┌────────
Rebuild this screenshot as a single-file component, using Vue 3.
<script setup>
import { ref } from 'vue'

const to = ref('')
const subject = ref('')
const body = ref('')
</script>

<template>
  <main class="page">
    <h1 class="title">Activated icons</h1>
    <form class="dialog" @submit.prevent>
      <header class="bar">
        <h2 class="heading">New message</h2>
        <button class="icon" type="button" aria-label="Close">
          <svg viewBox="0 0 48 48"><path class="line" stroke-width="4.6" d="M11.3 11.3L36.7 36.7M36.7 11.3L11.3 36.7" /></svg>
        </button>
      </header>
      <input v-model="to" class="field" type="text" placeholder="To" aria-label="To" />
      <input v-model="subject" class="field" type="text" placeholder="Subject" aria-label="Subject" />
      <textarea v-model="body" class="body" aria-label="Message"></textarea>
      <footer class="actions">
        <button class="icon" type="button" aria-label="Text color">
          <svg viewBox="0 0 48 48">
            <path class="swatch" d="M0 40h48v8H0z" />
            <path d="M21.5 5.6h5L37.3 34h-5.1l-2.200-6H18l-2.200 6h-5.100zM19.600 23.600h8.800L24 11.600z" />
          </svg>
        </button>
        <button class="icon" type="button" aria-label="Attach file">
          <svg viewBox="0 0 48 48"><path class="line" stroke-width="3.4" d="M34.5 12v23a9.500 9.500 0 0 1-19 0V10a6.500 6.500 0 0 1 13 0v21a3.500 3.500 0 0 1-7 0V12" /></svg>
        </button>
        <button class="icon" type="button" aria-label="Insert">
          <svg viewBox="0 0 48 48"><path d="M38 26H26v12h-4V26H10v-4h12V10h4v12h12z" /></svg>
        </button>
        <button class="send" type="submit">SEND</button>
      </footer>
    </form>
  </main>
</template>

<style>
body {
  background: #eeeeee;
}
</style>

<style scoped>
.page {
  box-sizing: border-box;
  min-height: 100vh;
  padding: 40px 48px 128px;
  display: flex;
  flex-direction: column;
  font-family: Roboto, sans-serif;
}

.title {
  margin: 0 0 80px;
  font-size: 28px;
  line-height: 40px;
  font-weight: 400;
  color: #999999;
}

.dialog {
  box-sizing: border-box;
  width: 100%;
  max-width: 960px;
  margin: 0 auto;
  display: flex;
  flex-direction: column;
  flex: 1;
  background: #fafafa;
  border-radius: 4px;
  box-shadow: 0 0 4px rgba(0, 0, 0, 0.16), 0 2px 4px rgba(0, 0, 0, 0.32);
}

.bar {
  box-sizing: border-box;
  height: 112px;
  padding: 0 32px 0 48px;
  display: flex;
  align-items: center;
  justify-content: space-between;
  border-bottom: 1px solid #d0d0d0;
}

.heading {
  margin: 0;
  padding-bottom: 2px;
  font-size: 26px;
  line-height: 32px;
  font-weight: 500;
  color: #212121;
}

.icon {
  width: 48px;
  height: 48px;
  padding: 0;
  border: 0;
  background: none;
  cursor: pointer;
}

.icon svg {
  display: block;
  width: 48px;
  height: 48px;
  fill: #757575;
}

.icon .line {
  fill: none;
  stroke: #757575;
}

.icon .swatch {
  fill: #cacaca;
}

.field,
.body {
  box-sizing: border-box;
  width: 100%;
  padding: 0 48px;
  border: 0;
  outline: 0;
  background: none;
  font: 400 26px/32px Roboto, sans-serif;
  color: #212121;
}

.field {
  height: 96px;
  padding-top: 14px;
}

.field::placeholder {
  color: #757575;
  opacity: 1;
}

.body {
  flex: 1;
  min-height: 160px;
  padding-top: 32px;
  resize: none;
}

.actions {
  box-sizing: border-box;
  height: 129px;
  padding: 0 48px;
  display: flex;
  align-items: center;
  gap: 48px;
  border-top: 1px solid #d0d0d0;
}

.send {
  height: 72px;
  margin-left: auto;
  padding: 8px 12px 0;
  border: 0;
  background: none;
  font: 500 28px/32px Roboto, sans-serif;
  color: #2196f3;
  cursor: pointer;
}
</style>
└────────
» Brief:
Extract every line containing the string "file" from the material.

» The completed task:
Rebuild this screenshot as a single-file component, using Vue 3.
        <button class="icon" type="button" aria-label="Attach file">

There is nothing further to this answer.